Time Plus News

Breaking News, Latest News, World News, Headlines and Videos

History repeats itself in the tragedy of Afghanistan

Afghanistan updates

With stunning speed, the Taliban’s lightning onslaught across Afghanistan has reached the gates of Kabul. President Ashraf Ghani is holding emergency talks. The US faces a humiliation akin to the 1975 fall of Saigon — which just last month President Joe Biden dismissed as implausible. This is a tragedy for the people of the country, and a betrayal of the thousands of US and allied troops — and more than 120,000 Afghan citizens — who died in 20 years of war. It is a grave setback, too, for the credibility of the US and of the community of democracies Biden hoped to cement.

It was President Donald Trump who announced US troops would leave by 2021 provided the Taliban fulfilled commitments in a peace accord signed, over the heads of the Afghan government, last year. But going ahead with the pullout was Biden’s choice.

True, the domestic political cost is likely to be low. Polls show Americans are as weary today of the “forever wars” as they were under Trump. Preserving the messy military stalemate into which Afghanistan had settled was a hard political sell. In terms of America’s global standing, however, the miscalculation will haunt the rest of the Biden presidency.

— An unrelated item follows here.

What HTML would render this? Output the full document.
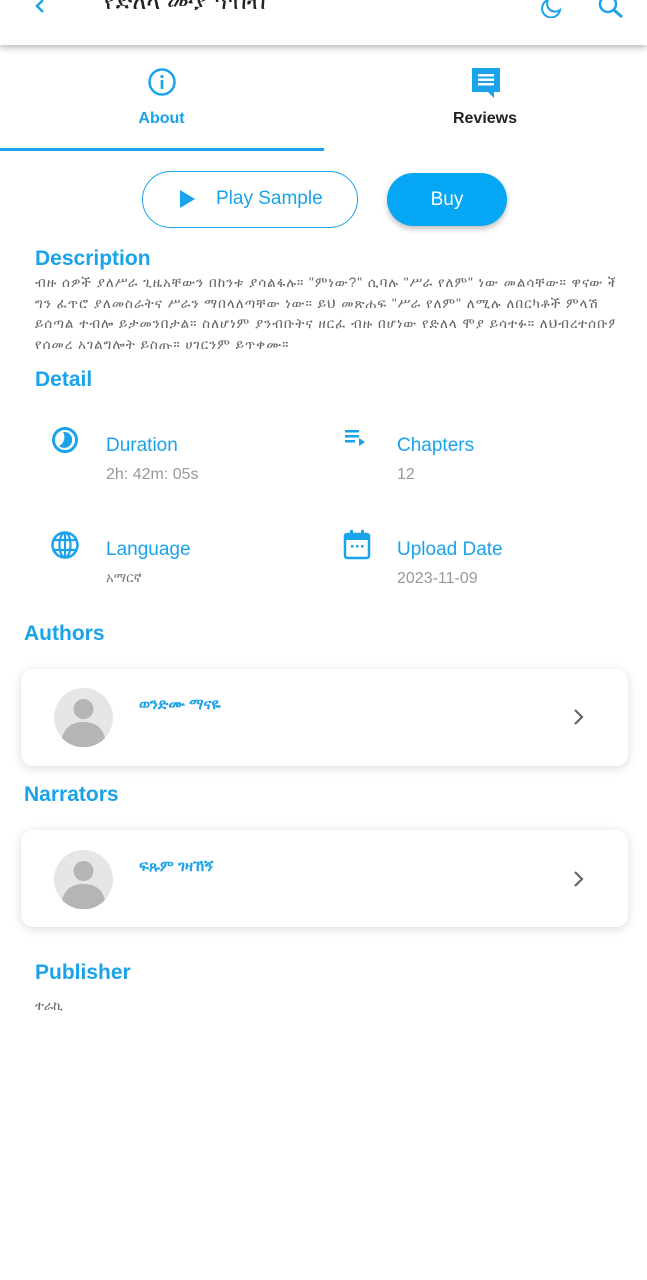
<!DOCTYPE html>
<html><head><meta charset="utf-8"><style>
*{margin:0;padding:0;box-sizing:border-box}
body{width:647px;height:1280px;background:#fff;font-family:"Liberation Sans",sans-serif;position:relative;overflow:hidden}
.a{position:absolute}
.h{font-size:21px;color:#1aa3ea;font-weight:bold}
.lbl{font-size:19px;color:#1aa3ea}
.val{font-size:16px;color:#999}
.desc{font-size:13.5px;color:#666;line-height:20.5px;white-space:nowrap;overflow:hidden;letter-spacing:1px}
.card{position:absolute;left:21px;width:607px;height:97px;background:#fff;border-radius:12px;box-shadow:0 2px 10px rgba(0,0,0,.15)}
</style></head><body>
<div class="a" style="left:0;top:0;width:647px;height:45px;background:#fff;box-shadow:0 3px 6px rgba(0,0,0,.25)"></div>
<svg class="a" style="left:32px;top:0" width="16" height="14"><path d="M11 0 L5 6 L11 12" stroke="#1aa3ea" stroke-width="2.5" fill="none"/></svg>
<div class="a" style="left:104px;top:-12px;font-size:24px;color:#222">የድለላ ሙያ ጥበብ</div>
<svg class="a" style="left:540px;top:0" width="24" height="18"><path d="M8 0 A9 9 0 1 0 20 10 A8 8 0 0 1 8 0" stroke="#1aa3ea" stroke-width="2" fill="none"/></svg>
<svg class="a" style="left:598px;top:0" width="30" height="20"><circle cx="10" cy="4" r="8" stroke="#1aa3ea" stroke-width="2.5" fill="none"/><path d="M16 10 L24 17" stroke="#1aa3ea" stroke-width="3"/></svg>

<svg class="a" style="left:147px;top:67px" width="30" height="30"><circle cx="15" cy="15" r="12.5" stroke="#1aa3ea" stroke-width="2.5" fill="none"/><rect x="13.7" y="13" width="2.6" height="9" fill="#1aa3ea"/><circle cx="15" cy="9.5" r="1.6" fill="#1aa3ea"/></svg>
<div class="a" style="left:0;width:323px;top:110px;text-align:center;font-size:16px;font-weight:bold;color:#1aa3ea">About</div>
<svg class="a" style="left:470px;top:66px" width="32" height="32"><path d="M2 2 H30 V26 H24 V32 L18 26 H2 Z" fill="#1aa3ea"/><rect x="8" y="8" width="16" height="2.5" fill="#fff"/><rect x="8" y="12.5" width="16" height="2.5" fill="#fff"/><rect x="8" y="17" width="16" height="2.5" fill="#fff"/></svg>
<div class="a" style="left:323px;width:324px;top:110px;text-align:center;font-size:16px;font-weight:bold;color:#222">Reviews</div>
<div class="a" style="left:0;top:148px;width:324px;height:3px;background:#1aa3ea"></div>

<div class="a" style="left:142px;top:171px;width:216px;height:57px;border:1.5px solid #1aa3ea;border-radius:29px"></div>
<svg class="a" style="left:180px;top:190px" width="16" height="18"><path d="M0 0 L15 9 L0 18Z" fill="#1aa3ea"/></svg>
<div class="a" style="left:216px;top:188px;font-size:19px;color:#1aa3ea">Play Sample</div>
<div class="a" style="left:387px;top:173px;width:120px;height:53px;background:#05a6f3;border-radius:27px;box-shadow:0 3px 6px rgba(0,0,0,.25);color:#fff;font-size:19px;text-align:center;line-height:53px">Buy</div>

<div class="a h" style="left:35px;top:247px">Description</div>
<div class="a desc" style="left:35px;top:273px;width:580px">ብዙ ሰዎች ያለሥራ ጊዜአቸውን በከንቱ ያሳልፋሉ። "ምነው?" ሲባሉ "ሥራ የለም" ነው መልሳቸው። ዋናው ችግር<br>ግን ፈጥሮ ያለመስራትና ሥራን ማበላለጣቸው ነው። ይህ መጽሐፍ "ሥራ የለም" ለሚሉ ለበርካቶች ምላሽ<br>ይሰጣል ተብሎ ይታመንበታል። ስለሆነም ያንብቡትና ዘርፈ ብዙ በሆነው የድለላ ሞያ ይሳተፉ። ለህብረተሰቡም<br>የሰመረ አገልግሎት ይስጡ። ሀገርንም ይጥቀሙ።</div>
<div class="a h" style="left:35px;top:368px">Detail</div>

<svg class="a" style="left:51px;top:426px" width="28" height="28"><circle cx="14" cy="14" r="11.5" stroke="#1aa3ea" stroke-width="3" fill="none"/><path d="M12 6 A8 8 0 1 1 8 20 A10 10 0 0 0 12 6Z" fill="#1aa3ea"/></svg>
<div class="a lbl" style="left:106px;top:435px">Duration</div>
<div class="a val" style="left:106px;top:466px">2h: 42m: 05s</div>
<svg class="a" style="left:345px;top:430px" width="24" height="22"><rect x="0" y="0" width="14" height="2.5" fill="#1aa3ea"/><rect x="0" y="5" width="14" height="2.5" fill="#1aa3ea"/><rect x="0" y="10" width="10" height="2.5" fill="#1aa3ea"/><path d="M14 8 L20 12 L14 16Z" fill="#1aa3ea"/></svg>
<div class="a lbl" style="left:397px;top:435px">Chapters</div>
<div class="a val" style="left:397px;top:466px">12</div>

<svg class="a" style="left:50px;top:530px" width="30" height="30"><circle cx="15" cy="15" r="12.5" stroke="#1aa3ea" stroke-width="2.5" fill="none"/><ellipse cx="15" cy="15" rx="5.5" ry="12.5" stroke="#1aa3ea" stroke-width="2.2" fill="none"/><path d="M3 10 H27 M3 20 H27 M15 2 V28" stroke="#1aa3ea" stroke-width="2.2"/></svg>
<div class="a lbl" style="left:106px;top:539px">Language</div>
<div class="a val" style="left:106px;top:570px;font-size:13px;color:#777">አማርኛ</div>
<svg class="a" style="left:343px;top:530px" width="28" height="30"><rect x="2" y="4" width="24" height="24" rx="2" stroke="#1aa3ea" stroke-width="2.5" fill="none"/><rect x="2" y="4" width="24" height="6" fill="#1aa3ea"/><rect x="7" y="0" width="3" height="6" fill="#1aa3ea"/><rect x="18" y="0" width="3" height="6" fill="#1aa3ea"/><rect x="8" y="15" width="2.5" height="2.5" fill="#1aa3ea"/><rect x="13" y="15" width="2.5" height="2.5" fill="#1aa3ea"/><rect x="18" y="15" width="2.5" height="2.5" fill="#1aa3ea"/></svg>
<div class="a lbl" style="left:397px;top:539px">Upload Date</div>
<div class="a val" style="left:397px;top:570px">2023-11-09</div>

<div class="a h" style="left:24px;top:622px">Authors</div>
<div class="card" style="top:669px"></div>
<svg class="a" style="left:54px;top:688px" width="59" height="59"><circle cx="29.5" cy="29.5" r="29.5" fill="#e6e6e6"/><circle cx="29.5" cy="21" r="10" fill="#b5b5b5"/><path d="M8 50 Q12 34 29.5 34 Q47 34 51 50 A29.5 29.5 0 0 1 8 50Z" fill="#b5b5b5"/></svg>
<div class="a" style="left:139px;top:696px;font-size:15px;font-weight:bold;color:#1aa3ea">ወንድሙ ማናዬ</div>
<svg class="a" style="left:573px;top:708px" width="12" height="18"><path d="M2 2 L9 9 L2 16" stroke="#666" stroke-width="2.2" fill="none"/></svg>

<div class="a h" style="left:24px;top:783px">Narrators</div>
<div class="card" style="top:830px"></div>
<svg class="a" style="left:54px;top:850px" width="59" height="59"><circle cx="29.5" cy="29.5" r="29.5" fill="#e6e6e6"/><circle cx="29.5" cy="21" r="10" fill="#b5b5b5"/><path d="M8 50 Q12 34 29.5 34 Q47 34 51 50 A29.5 29.5 0 0 1 8 50Z" fill="#b5b5b5"/></svg>
<div class="a" style="left:139px;top:858px;font-size:15px;font-weight:bold;color:#1aa3ea">ፍጹም ገዛኸኝ</div>
<svg class="a" style="left:573px;top:870px" width="12" height="18"><path d="M2 2 L9 9 L2 16" stroke="#666" stroke-width="2.2" fill="none"/></svg>

<div class="a h" style="left:35px;top:961px">Publisher</div>
<div class="a" style="left:35px;top:998px;font-size:13px;color:#666">ተራኪ</div>
</body></html>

Biden might still have been able to argue for much reduced US forces — which since 2015 had also suffered much reduced casualties — to remain as a backstop to the Afghan military, just as the US retained a long-term presence in Germany and South Korea. Instead, either the White House went ahead with the pullout regardless of intelligence warnings of what would follow, or the speed of the offensive was indeed unforeseen — a startling lack of insight in a country where America has had a ground presence for two decades.

Yet the Afghan collapse reflects not just a military and intelligence failure but the failure in 20 years to have built a more functional state across the territory. The initial goal of the post-9/11 intervention was to prevent al-Qaeda from using the country as a base for further attacks. Though President George W Bush invoked the Marshall Plan when pledging to reconstruct Afghanistan in 2002, and the US has now spent more than a trillion dollars on its campaign, it was never prepared to commit sufficient resources for the kind of nation-building it undertook after the second world war. It did devote time and money to training and equipping the military. But Afghan forces’ strategy to contain the Taliban depended on US backing, especially air support.

Successive Afghan governments bear responsibility too. Corruption and dysfunctional management badly hampered efforts at state-building. Afghan leaders also declined to reach accords with the Taliban, notably in 2011-12, when the Islamist fighters were weaker and their demands relatively limited.

Some longtime Afghanistan watchers now suggest a restoration of Taliban rule, bloody and oppressive as it would be, might be less disastrous than the alternative of a slide into all-out civil war, with different countries supporting different factions.

Not just Afghanistan’s long-suffering population, however, but the US and its allies will have to live with the consequences. A wave of refugees fleeing Afghanistan has already started. The country is at risk of becoming, once again, a base for jihadis.

A desire in the White House to wrap up nagging foreign policy problems so it can focus on China is understandable. But the abandonment of Afghanistan raises doubts over the depth of US commitment to supposed allies, and its determination to see military entanglements through to the bitter end. As one of the north Atlantic alliance’s biggest and most costly foreign policy priorities of this century implodes, those lessons will not be lost on Beijing.